Seventy-five percent of our prediction of job success has nothing to do with the technical skills or intelligence that we normally train people on, but on three other factors.  The first is the believe that you’re behavior matters, which is optimism levels.  If you believe that your behavior matters, you keep working even in the midst of challenge.  

The second is your social support networks.  Your manager, your teammates, your family members and friends at home, that social support network is extremely crucial in predicting the success rate of that individual.  

And the third is, everyone experiences stress, but some people experience stress as a challenge and other people view it as a threat.  And when you view your stress in a positive way and manage your energy in a positive way, what we find is those success rates rise.  So what we need to do at our companies and at our schools as well is to be able to focus our trainings on that 75%.  On the part that actually predicts the long-term success of not only an individual, but an entire company.  

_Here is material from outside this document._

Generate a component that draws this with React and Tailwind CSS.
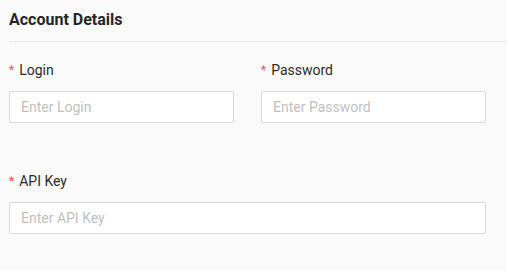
export default function App() {
  const font = { fontFamily: "Roboto, 'Liberation Sans', sans-serif" };
  return (
    <div className="min-h-[271px] w-[507px] bg-[#fafafa] pl-[9px]" style={font}>
      <div className="border-b border-[#e8e8e8] pt-2 pb-[9px]">
        <h2 className="text-[16px] leading-6 font-bold text-[#262626]">Account Details</h2>
      </div>
      <div className="pr-[21px] pt-[17px]">
        <div className="grid grid-cols-2 gap-x-[27px]">
          <Field label="Login" placeholder="Enter Login" />
          <Field label="Password" placeholder="Enter Password" />
        </div>
        <div className="mt-[47px]">
          <Field label="API Key" placeholder="Enter API Key" />
        </div>
      </div>
    </div>
  );
}

function Field({ label, placeholder }) {
  return (
    <div>
      <label className="flex items-center h-[22px] text-[14px] text-[#2b2b2b]">
        <span className="text-[#ff4d4f] text-[12px] mr-[5px] leading-none">*</span>
        {label}
      </label>
      <input
        type="text"
        placeholder={placeholder}
        className="mt-[10px] block w-full h-8 bg-white border border-[#d9d9d9] rounded-[2px] px-[11px] text-[14px] placeholder:text-[#bfbfbf] outline-none"
      />
    </div>
  );
}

I gave a talk at a private school.  And they said, we know long term it's not just the intelligence and what we teach in the classrooms is going to keep the success of our individuals of our students working really well in the workforce, so once a year we have a wellness week where we try and cram in all the rest of the things that we don’t normally talk about and we have those experts come in.  Monday night, for example, we have an expert coming in speaking about depression and Tuesday night we have somebody talking about eating disorders, and Wednesday night is elicit drug use, and Thursday night is school violence and teen bullying.  And then Friday night, we’re trying to decide between either having a talk on risky sex or happiness.  And I listened to them and I was like, well I’d be happy to come speak, and that sounds like most people’s Friday nights, but that’s not a wellness week.  That’s a sickness week.  All we’ve done is we’ve focused upon how do we avoid all those negative things.  

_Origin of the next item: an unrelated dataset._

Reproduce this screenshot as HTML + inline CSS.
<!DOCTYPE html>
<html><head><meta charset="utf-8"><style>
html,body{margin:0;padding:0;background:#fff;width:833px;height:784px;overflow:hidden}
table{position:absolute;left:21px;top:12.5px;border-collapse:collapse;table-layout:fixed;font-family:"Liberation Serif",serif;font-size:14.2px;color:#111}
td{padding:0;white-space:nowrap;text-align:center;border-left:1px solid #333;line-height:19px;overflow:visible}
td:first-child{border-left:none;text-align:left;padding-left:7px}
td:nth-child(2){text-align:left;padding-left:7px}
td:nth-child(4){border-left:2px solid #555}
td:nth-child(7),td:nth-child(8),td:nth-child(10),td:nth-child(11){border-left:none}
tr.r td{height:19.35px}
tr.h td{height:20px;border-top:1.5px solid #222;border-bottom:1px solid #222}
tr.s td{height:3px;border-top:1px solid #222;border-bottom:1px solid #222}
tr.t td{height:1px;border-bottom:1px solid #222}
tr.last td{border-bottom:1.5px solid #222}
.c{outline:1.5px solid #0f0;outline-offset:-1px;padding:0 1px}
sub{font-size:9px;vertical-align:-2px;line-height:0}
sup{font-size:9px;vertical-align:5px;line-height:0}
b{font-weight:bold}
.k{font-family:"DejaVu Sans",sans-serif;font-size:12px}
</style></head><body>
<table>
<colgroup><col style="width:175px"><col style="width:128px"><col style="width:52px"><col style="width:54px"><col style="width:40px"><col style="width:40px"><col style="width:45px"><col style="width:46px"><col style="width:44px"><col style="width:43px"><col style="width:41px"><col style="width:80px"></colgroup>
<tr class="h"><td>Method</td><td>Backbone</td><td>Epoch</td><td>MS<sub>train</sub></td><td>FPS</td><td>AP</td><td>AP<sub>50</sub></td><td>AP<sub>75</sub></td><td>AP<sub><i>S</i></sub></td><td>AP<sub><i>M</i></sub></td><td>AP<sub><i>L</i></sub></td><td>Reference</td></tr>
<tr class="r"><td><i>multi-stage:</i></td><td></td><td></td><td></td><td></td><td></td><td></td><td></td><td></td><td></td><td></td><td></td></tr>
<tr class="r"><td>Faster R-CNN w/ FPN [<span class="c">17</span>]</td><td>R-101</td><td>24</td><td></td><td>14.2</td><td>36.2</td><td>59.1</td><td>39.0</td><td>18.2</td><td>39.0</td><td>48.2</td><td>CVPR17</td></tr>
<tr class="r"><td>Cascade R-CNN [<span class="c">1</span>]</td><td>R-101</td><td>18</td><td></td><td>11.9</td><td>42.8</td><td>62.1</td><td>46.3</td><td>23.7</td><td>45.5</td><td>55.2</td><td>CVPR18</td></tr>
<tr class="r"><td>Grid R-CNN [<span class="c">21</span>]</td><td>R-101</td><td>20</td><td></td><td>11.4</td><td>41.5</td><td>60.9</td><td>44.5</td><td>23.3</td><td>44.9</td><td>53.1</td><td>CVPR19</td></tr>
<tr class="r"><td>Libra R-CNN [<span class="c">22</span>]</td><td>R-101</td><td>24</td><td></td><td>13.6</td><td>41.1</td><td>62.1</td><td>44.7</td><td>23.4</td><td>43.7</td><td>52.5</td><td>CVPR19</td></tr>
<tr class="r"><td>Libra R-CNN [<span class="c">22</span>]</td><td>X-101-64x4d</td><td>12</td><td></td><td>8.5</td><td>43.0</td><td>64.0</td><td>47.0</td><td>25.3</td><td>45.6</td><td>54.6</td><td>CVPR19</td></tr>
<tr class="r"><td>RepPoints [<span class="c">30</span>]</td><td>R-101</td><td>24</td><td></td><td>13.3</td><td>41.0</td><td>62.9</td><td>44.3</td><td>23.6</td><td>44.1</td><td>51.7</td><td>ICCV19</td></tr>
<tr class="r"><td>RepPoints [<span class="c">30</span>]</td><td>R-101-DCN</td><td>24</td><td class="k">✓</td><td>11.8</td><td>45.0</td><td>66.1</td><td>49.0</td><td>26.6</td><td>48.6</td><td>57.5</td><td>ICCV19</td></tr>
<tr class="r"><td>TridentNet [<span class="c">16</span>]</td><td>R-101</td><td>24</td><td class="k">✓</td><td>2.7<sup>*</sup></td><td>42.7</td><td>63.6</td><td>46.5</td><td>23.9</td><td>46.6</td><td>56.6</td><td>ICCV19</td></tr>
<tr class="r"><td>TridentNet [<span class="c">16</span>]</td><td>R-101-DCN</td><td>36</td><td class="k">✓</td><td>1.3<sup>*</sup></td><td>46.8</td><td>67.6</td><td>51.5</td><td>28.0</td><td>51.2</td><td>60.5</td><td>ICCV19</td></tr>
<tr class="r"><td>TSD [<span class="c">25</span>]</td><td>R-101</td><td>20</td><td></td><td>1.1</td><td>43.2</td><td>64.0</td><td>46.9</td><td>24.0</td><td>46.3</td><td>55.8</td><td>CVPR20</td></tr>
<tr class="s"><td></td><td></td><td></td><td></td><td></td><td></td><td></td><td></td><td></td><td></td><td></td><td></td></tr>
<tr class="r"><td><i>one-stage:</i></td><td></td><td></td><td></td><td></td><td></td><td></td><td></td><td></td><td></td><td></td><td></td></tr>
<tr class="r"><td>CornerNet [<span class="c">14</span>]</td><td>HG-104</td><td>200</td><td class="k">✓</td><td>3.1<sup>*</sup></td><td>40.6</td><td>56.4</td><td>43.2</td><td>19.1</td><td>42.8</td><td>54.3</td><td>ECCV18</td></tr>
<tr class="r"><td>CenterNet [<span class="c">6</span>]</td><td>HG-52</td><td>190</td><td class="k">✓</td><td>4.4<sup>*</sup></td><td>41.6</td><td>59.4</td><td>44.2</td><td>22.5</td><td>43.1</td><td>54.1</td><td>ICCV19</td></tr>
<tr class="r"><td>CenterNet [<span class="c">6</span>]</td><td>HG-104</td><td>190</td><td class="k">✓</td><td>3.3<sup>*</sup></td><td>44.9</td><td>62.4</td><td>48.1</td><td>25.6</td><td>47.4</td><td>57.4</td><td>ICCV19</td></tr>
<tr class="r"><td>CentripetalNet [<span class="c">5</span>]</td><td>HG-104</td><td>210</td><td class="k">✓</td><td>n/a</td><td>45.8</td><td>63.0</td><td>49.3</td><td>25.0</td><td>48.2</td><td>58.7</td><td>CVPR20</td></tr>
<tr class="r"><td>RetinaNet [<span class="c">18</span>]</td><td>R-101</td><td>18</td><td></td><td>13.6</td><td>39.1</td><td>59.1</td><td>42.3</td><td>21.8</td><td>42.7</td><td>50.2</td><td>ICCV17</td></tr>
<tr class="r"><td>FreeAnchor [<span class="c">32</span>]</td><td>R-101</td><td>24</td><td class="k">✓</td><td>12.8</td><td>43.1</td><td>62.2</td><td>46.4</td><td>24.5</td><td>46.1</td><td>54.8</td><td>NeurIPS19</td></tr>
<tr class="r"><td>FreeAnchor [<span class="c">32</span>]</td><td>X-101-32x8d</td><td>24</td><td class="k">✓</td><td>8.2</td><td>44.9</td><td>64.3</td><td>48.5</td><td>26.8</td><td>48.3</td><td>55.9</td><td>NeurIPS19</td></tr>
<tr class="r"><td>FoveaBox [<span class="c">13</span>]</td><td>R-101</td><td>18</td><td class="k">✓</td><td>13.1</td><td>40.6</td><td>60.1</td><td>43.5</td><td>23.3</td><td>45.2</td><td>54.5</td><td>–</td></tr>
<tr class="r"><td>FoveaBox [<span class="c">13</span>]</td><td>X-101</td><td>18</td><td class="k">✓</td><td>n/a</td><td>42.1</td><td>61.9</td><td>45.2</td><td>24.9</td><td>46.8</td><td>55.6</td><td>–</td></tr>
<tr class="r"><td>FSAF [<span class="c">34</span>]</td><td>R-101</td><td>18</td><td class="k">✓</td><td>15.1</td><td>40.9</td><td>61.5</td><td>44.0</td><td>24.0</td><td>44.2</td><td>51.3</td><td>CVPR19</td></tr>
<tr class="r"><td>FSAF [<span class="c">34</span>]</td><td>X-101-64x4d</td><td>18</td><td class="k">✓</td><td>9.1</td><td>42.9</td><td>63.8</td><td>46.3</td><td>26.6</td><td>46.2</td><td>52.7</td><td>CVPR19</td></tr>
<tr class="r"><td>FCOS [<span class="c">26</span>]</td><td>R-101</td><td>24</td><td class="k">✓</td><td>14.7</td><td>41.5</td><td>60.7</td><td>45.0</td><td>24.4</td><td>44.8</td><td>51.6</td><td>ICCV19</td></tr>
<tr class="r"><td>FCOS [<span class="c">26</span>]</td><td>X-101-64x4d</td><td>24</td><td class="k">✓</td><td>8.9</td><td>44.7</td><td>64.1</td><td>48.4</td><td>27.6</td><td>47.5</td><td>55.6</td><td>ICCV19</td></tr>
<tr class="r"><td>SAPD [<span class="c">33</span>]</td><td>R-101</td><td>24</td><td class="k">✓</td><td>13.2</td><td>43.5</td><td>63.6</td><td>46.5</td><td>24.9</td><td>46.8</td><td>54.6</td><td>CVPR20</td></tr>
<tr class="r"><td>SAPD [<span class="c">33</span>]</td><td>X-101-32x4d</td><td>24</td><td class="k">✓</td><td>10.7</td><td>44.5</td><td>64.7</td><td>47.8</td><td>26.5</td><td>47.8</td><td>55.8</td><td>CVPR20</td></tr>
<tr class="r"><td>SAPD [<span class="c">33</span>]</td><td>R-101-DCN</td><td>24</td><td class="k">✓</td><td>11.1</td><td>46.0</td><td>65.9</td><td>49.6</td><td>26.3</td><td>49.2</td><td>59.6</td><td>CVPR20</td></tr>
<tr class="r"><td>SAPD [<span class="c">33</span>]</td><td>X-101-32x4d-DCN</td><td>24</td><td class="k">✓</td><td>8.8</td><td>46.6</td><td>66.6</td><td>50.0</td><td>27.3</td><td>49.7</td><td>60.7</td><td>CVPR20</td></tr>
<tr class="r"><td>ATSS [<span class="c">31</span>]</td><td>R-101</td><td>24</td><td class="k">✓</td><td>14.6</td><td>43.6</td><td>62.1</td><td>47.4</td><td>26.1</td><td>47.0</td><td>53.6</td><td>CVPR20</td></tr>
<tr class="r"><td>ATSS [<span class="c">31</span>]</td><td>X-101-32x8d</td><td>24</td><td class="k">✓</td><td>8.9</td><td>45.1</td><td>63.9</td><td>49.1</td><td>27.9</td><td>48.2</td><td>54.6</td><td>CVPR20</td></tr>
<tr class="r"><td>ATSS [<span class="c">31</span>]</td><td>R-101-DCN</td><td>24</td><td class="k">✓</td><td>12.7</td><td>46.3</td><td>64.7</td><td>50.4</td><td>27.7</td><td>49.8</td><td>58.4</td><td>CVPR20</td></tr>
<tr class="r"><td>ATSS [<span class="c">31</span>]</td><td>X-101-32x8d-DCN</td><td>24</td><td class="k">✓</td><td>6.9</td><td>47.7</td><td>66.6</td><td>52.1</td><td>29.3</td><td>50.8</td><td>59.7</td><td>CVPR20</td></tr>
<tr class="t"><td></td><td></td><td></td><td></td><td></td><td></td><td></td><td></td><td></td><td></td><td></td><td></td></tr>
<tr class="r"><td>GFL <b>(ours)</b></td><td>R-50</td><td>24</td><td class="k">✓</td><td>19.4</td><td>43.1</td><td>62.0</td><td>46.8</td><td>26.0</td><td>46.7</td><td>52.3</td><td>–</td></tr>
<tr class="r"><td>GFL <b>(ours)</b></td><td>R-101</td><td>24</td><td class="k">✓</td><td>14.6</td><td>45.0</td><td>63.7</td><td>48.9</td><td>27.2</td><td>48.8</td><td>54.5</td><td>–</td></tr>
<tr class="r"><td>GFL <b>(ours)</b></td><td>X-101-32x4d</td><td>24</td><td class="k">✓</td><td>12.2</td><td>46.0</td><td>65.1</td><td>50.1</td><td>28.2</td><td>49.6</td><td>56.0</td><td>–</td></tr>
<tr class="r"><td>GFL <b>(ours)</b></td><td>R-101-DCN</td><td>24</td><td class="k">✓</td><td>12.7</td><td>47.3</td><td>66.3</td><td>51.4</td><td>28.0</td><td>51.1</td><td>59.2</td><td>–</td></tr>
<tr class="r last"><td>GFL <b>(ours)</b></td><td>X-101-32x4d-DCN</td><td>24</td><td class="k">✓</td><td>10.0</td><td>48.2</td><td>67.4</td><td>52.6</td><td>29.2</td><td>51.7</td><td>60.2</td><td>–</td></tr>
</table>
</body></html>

I think what we need to do in not only our schools, but our companies worldwide is to start to focusing on things that are our strengths.  Not only the individual levels when we do performance interviews, but as leaders we need to be able to come into a situation and be able to realistically assess it, but also maintain the belief that our behavior matters and focus upon those three other elements, the parts that actually predict long term success; the optimism, the social support, and our ability to manage energy and stress in a positive way.  If we do so, I really believe that the greatest competitive advantage in a modern economy is a positive and engaged workforce.

Question:
What barriers prevent people from embracing positive psychology?

Shawn Achor: I think one of the greatest barriers to us not using the happiness advantage more at our companies and at our schools is that we have a formula for success that’s flawed.  Almost every company or school I’ve worked with worldwide—and over the past two years I’ve traveled to 42 different countries so I’ve seen a broad diversity of experience, and I’m finding the same formula in almost all of them.  And that is, "If I just work harder, then I’ll be more successful.  And If I’m more successful, well then I’ll be happier."  The problem is, that formula which undergirds most of our  managing styles, most of our parenting styles, most of our economic theories about how the world works, philosophies, the problem is that that formula is broken.  

It’s broken scientifically for two reasons.  The first is, every time we have a success our brain merely changes the goalposts of what that success looks like.  So somebody gets into a good school, great.  But they can’t be happy unless they’re getting good grades.  Well they got good grades, but that doesn’t matter because now they have to get a good job.  Well they got a good job, now they have to rise up in the ranks, and they have to go back to school and they have to rise up in the ranks again.  Now, their kids have to do well.  

And if happiness if on the opposite side of success in the formula, then what we’ve been doing as a culture is we’ve been pushing happiness over the cognitive horizon, we could keep running after it, but we’ll never quite meet it.  The biggest problem though is that the formula works in the opposite direction.  All the science we’ve been doing in the field of positive psychology over the past 10 to 15 years has found this.  That your brain works better, faster, more accurately, with more energy when you’re positive as opposed to negative, neutral, or stressed.  

Which means, the formula actually works if you could raise up your levels of happiness, your levels of well being, your levels of positivity.  Then your success rates rise and then you are able to work harder and faster.  There is a conference board survey that came out in January of this year reporting that even in the midst of high unemployment we’re seeing the greatest amount of job dissatisfaction in 22 years of polling.  I think the reason for this is most of our companies and schools, we find ourselves chasing after so hard of happiness that is seems elusive.  When if we change the formula and actually focus our time, energy, and priorities or raising up our levels of happiness, we then see those success rates rise, not only at the individual level, but at the company level as well.